Transcribe all of the data exactly. Omit the pictures.

## DATASET CONTENT
━━━━━━━━━━━━━━━━

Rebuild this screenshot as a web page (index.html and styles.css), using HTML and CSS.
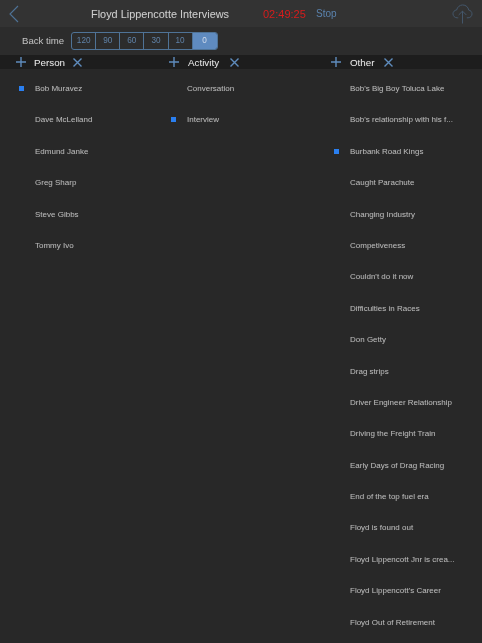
FILE: index.html
```html
<!DOCTYPE html>
<html>
<head>
<meta charset="utf-8">
<title>Floyd Lippencotte Interviews</title>
<link rel="stylesheet" href="styles.css">
</head>
<body>
<div class="page">
  <header class="navbar">
    <svg class="back" width="12" height="18" viewBox="0 0 12 18"><path d="M10 1 2 9l8 8" fill="none" stroke="#4f7397" stroke-width="1.100"/></svg>
    <div class="title">Floyd Lippencotte Interviews</div>
    <div class="clock">02:49:25</div>
    <div class="stop">Stop</div>
    <svg class="cloud" width="21" height="20" viewBox="0 0 22 21"><path d="M6.500 14.500H5.500C3 14.500 1 12.700 1 10.300 1 8.200 2.600 6.500 4.800 6.300 5.600 3.200 8.100 1 11.200 1c3.300 0 5.900 2.300 6.300 5.400 2 .3 3.500 1.900 3.500 4 0 2.300-1.800 4.100-4.200 4.100H15.500" fill="none" stroke="#44596e" stroke-width="1"/><path d="M11 20.500V7.500M7 11.500l4-4 4 4" fill="none" stroke="#44596e" stroke-width="1"/></svg>
  </header>
  <div class="backbar">
    <span class="backlabel">Back time</span>
    <div class="segments">
      <span class="seg">120</span><span class="seg">90</span><span class="seg">60</span><span class="seg">30</span><span class="seg">10</span><span class="seg active">0</span>
    </div>
  </div>
  <div class="columns">
    <section class="col col-person">
      <div class="colhead">
        <svg class="plus" width="10" height="10" viewBox="0 0 10 10"><path d="M5 0v10M0 5h10"/></svg>
        <span class="colname">Person</span>
        <svg class="cross" width="9" height="9" viewBox="0 0 9 9"><path d="M.5.500l8 8M8.500.500l-8 8"/></svg>
      </div>
      <ul class="list">
        <li class="sel">Bob Muravez</li>
        <li>Dave McLelland</li>
        <li>Edmund Janke</li>
        <li>Greg Sharp</li>
        <li>Steve Gibbs</li>
        <li>Tommy Ivo</li>
      </ul>
    </section>
    <section class="col col-activity">
      <div class="colhead">
        <svg class="plus" width="10" height="10" viewBox="0 0 10 10"><path d="M5 0v10M0 5h10"/></svg>
        <span class="colname">Activity</span>
        <svg class="cross" width="9" height="9" viewBox="0 0 9 9"><path d="M.5.500l8 8M8.500.500l-8 8"/></svg>
      </div>
      <ul class="list">
        <li>Conversation</li>
        <li class="sel">Interview</li>
      </ul>
    </section>
    <section class="col col-other">
      <div class="colhead">
        <svg class="plus" width="10" height="10" viewBox="0 0 10 10"><path d="M5 0v10M0 5h10"/></svg>
        <span class="colname">Other</span>
        <svg class="cross" width="9" height="9" viewBox="0 0 9 9"><path d="M.5.500l8 8M8.500.500l-8 8"/></svg>
      </div>
      <ul class="list">
        <li>Bob's Big Boy Toluca Lake</li>
        <li>Bob's relationship with his f...</li>
        <li class="sel">Burbank Road Kings</li>
        <li>Caught Parachute</li>
        <li>Changing Industry</li>
        <li>Competiveness</li>
        <li>Couldn't do it now</li>
        <li>Difficulties in Races</li>
        <li>Don Getty</li>
        <li>Drag strips</li>
        <li>Driver Engineer Relationship</li>
        <li>Driving the Freight Train</li>
        <li>Early Days of Drag Racing</li>
        <li>End of the top fuel era</li>
        <li>Floyd is found out</li>
        <li>Floyd Lippencott Jnr is crea...</li>
        <li>Floyd Lippencott's Career</li>
        <li>Floyd Out of Retirement</li>
      </ul>
    </section>
  </div>
</div>
</body>
</html>
```
FILE: styles.css
```css
* { box-sizing: border-box; }
html, body { margin: 0; padding: 0; }
body { background: #282828; font-family: "Liberation Sans", Arial, sans-serif; overflow: hidden; }
.page { width: 482px; height: 643px; overflow: hidden; display: flex; flex-direction: column; will-change: transform; text-shadow: 0 0 1px rgba(200, 200, 200, 0.25); }
.navbar { height: 27px; flex: none; display: flex; align-items: center; background: #333333; padding-left: 8px; }
.back { flex: none; margin-right: 71px; }
.title { font-size: 10.900px; color: #cccccc; width: 172px; flex: none; }
.clock { font-size: 11px; color: #d81c1c; width: 53px; flex: none; text-shadow: none; }
.stop { font-size: 10px; color: #5a82ad; flex: none; text-shadow: none; }
.cloud { flex: none; margin-left: 115px; }
.backbar { height: 28px; flex: none; display: flex; align-items: center; background: #2c2c2c; padding-left: 22px; padding-bottom: 1px; }
.backlabel { font-size: 9.600px; color: #bcbcbc; margin-right: 7px; }
.segments { display: flex; height: 18px; border: 1px solid #4f7397; border-radius: 3px; overflow: hidden; text-shadow: none; }
.seg { width: 24.100px; font-size: 8.200px; color: #5f82a8; display: flex; align-items: center; justify-content: center; border-right: 1px solid #4f7397; }
.seg.active { background: #5f8bc0; color: #d3dded; border-right: 0; }
.columns { flex: 1; display: flex; align-items: flex-start; background: #282828; }
.col { flex: none; }
.col-person { width: 152px; }
.col-activity { width: 163px; }
.col-other { width: 167px; }
.colhead { height: 14px; background: #1d1d1d; display: flex; align-items: center; }
.col-person .colhead { padding-left: 16px; }
.col-activity .colhead { padding-left: 17px; }
.col-other .colhead { padding-left: 16px; }
.plus path, .cross path { fill: none; stroke: #5f8cbd; stroke-width: 1.400; }
.plus { flex: none; margin-right: 8px; }
.col-activity .plus, .col-other .plus { margin-right: 9px; }
.colname { font-size: 9.800px; color: #e6e6e6; flex: none; }
.cross { flex: none; margin-left: 8px; }
.col-activity .cross { margin-left: 11px; }
.col-other .cross { margin-left: 9px; }
.list { list-style: none; margin: 0; padding: 4px 0 0 0; }
.list li { height: 31.400px; line-height: 31.400px; font-size: 8px; color: #b6b6b6; white-space: nowrap; position: relative; padding-left: 35px; }
.list li.sel::before { content: ""; position: absolute; width: 5px; height: 5px; background: #2a7ff0; top: 13px; left: 19px; }
```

━━━━━━━━━━━━━━━━

## RESPONSE TO THIS EXERCISE
Rebuild this screenshot as a web page (index.html and styles.css), using HTML and CSS.
FILE: index.html
```html
<!DOCTYPE html>
<html>
<head>
<meta charset="utf-8">
<title>Floyd Lippencotte Interviews</title>
<link rel="stylesheet" href="styles.css">
</head>
<body>
<div class="page">
  <header class="navbar">
    <svg class="back" width="12" height="18" viewBox="0 0 12 18"><path d="M10 1 2 9l8 8" fill="none" stroke="#4f7397" stroke-width="1.100"/></svg>
    <div class="title">Floyd Lippencotte Interviews</div>
    <div class="clock">02:49:25</div>
    <div class="stop">Stop</div>
    <svg class="cloud" width="21" height="20" viewBox="0 0 22 21"><path d="M6.500 14.500H5.500C3 14.500 1 12.700 1 10.300 1 8.200 2.600 6.500 4.800 6.300 5.600 3.200 8.100 1 11.200 1c3.300 0 5.900 2.300 6.300 5.400 2 .3 3.500 1.900 3.500 4 0 2.300-1.800 4.100-4.200 4.100H15.500" fill="none" stroke="#44596e" stroke-width="1"/><path d="M11 20.500V7.500M7 11.500l4-4 4 4" fill="none" stroke="#44596e" stroke-width="1"/></svg>
  </header>
  <div class="backbar">
    <span class="backlabel">Back time</span>
    <div class="segments">
      <span class="seg">120</span><span class="seg">90</span><span class="seg">60</span><span class="seg">30</span><span class="seg">10</span><span class="seg active">0</span>
    </div>
  </div>
  <div class="columns">
    <section class="col col-person">
      <div class="colhead">
        <svg class="plus" width="10" height="10" viewBox="0 0 10 10"><path d="M5 0v10M0 5h10"/></svg>
        <span class="colname">Person</span>
        <svg class="cross" width="9" height="9" viewBox="0 0 9 9"><path d="M.5.500l8 8M8.500.500l-8 8"/></svg>
      </div>
      <ul class="list">
        <li class="sel">Bob Muravez</li>
        <li>Dave McLelland</li>
        <li>Edmund Janke</li>
        <li>Greg Sharp</li>
        <li>Steve Gibbs</li>
        <li>Tommy Ivo</li>
      </ul>
    </section>
    <section class="col col-activity">
      <div class="colhead">
        <svg class="plus" width="10" height="10" viewBox="0 0 10 10"><path d="M5 0v10M0 5h10"/></svg>
        <span class="colname">Activity</span>
        <svg class="cross" width="9" height="9" viewBox="0 0 9 9"><path d="M.5.500l8 8M8.500.500l-8 8"/></svg>
      </div>
      <ul class="list">
        <li>Conversation</li>
        <li class="sel">Interview</li>
      </ul>
    </section>
    <section class="col col-other">
      <div class="colhead">
        <svg class="plus" width="10" height="10" viewBox="0 0 10 10"><path d="M5 0v10M0 5h10"/></svg>
        <span class="colname">Other</span>
        <svg class="cross" width="9" height="9" viewBox="0 0 9 9"><path d="M.5.500l8 8M8.500.500l-8 8"/></svg>
      </div>
      <ul class="list">
        <li>Bob's Big Boy Toluca Lake</li>
        <li>Bob's relationship with his f...</li>
        <li class="sel">Burbank Road Kings</li>
        <li>Caught Parachute</li>
        <li>Changing Industry</li>
        <li>Competiveness</li>
        <li>Couldn't do it now</li>
        <li>Difficulties in Races</li>
        <li>Don Getty</li>
        <li>Drag strips</li>
        <li>Driver Engineer Relationship</li>
        <li>Driving the Freight Train</li>
        <li>Early Days of Drag Racing</li>
        <li>End of the top fuel era</li>
        <li>Floyd is found out</li>
        <li>Floyd Lippencott Jnr is crea...</li>
        <li>Floyd Lippencott's Career</li>
        <li>Floyd Out of Retirement</li>
      </ul>
    </section>
  </div>
</div>
</body>
</html>
```
FILE: styles.css
```css
* { box-sizing: border-box; }
html, body { margin: 0; padding: 0; }
body { background: #282828; font-family: "Liberation Sans", Arial, sans-serif; overflow: hidden; }
.page { width: 482px; height: 643px; overflow: hidden; display: flex; flex-direction: column; will-change: transform; text-shadow: 0 0 1px rgba(200, 200, 200, 0.25); }
.navbar { height: 27px; flex: none; display: flex; align-items: center; background: #333333; padding-left: 8px; }
.back { flex: none; margin-right: 71px; }
.title { font-size: 10.900px; color: #cccccc; width: 172px; flex: none; }
.clock { font-size: 11px; color: #d81c1c; width: 53px; flex: none; text-shadow: none; }
.stop { font-size: 10px; color: #5a82ad; flex: none; text-shadow: none; }
.cloud { flex: none; margin-left: 115px; }
.backbar { height: 28px; flex: none; display: flex; align-items: center; background: #2c2c2c; padding-left: 22px; padding-bottom: 1px; }
.backlabel { font-size: 9.600px; color: #bcbcbc; margin-right: 7px; }
.segments { display: flex; height: 18px; border: 1px solid #4f7397; border-radius: 3px; overflow: hidden; text-shadow: none; }
.seg { width: 24.100px; font-size: 8.200px; color: #5f82a8; display: flex; align-items: center; justify-content: center; border-right: 1px solid #4f7397; }
.seg.active { background: #5f8bc0; color: #d3dded; border-right: 0; }
.columns { flex: 1; display: flex; align-items: flex-start; background: #282828; }
.col { flex: none; }
.col-person { width: 152px; }
.col-activity { width: 163px; }
.col-other { width: 167px; }
.colhead { height: 14px; background: #1d1d1d; display: flex; align-items: center; }
.col-person .colhead { padding-left: 16px; }
.col-activity .colhead { padding-left: 17px; }
.col-other .colhead { padding-left: 16px; }
.plus path, .cross path { fill: none; stroke: #5f8cbd; stroke-width: 1.400; }
.plus { flex: none; margin-right: 8px; }
.col-activity .plus, .col-other .plus { margin-right: 9px; }
.colname { font-size: 9.800px; color: #e6e6e6; flex: none; }
.cross { flex: none; margin-left: 8px; }
.col-activity .cross { margin-left: 11px; }
.col-other .cross { margin-left: 9px; }
.list { list-style: none; margin: 0; padding: 4px 0 0 0; }
.list li { height: 31.400px; line-height: 31.400px; font-size: 8px; color: #b6b6b6; white-space: nowrap; position: relative; padding-left: 35px; }
.list li.sel::before { content: ""; position: absolute; width: 5px; height: 5px; background: #2a7ff0; top: 13px; left: 19px; }
```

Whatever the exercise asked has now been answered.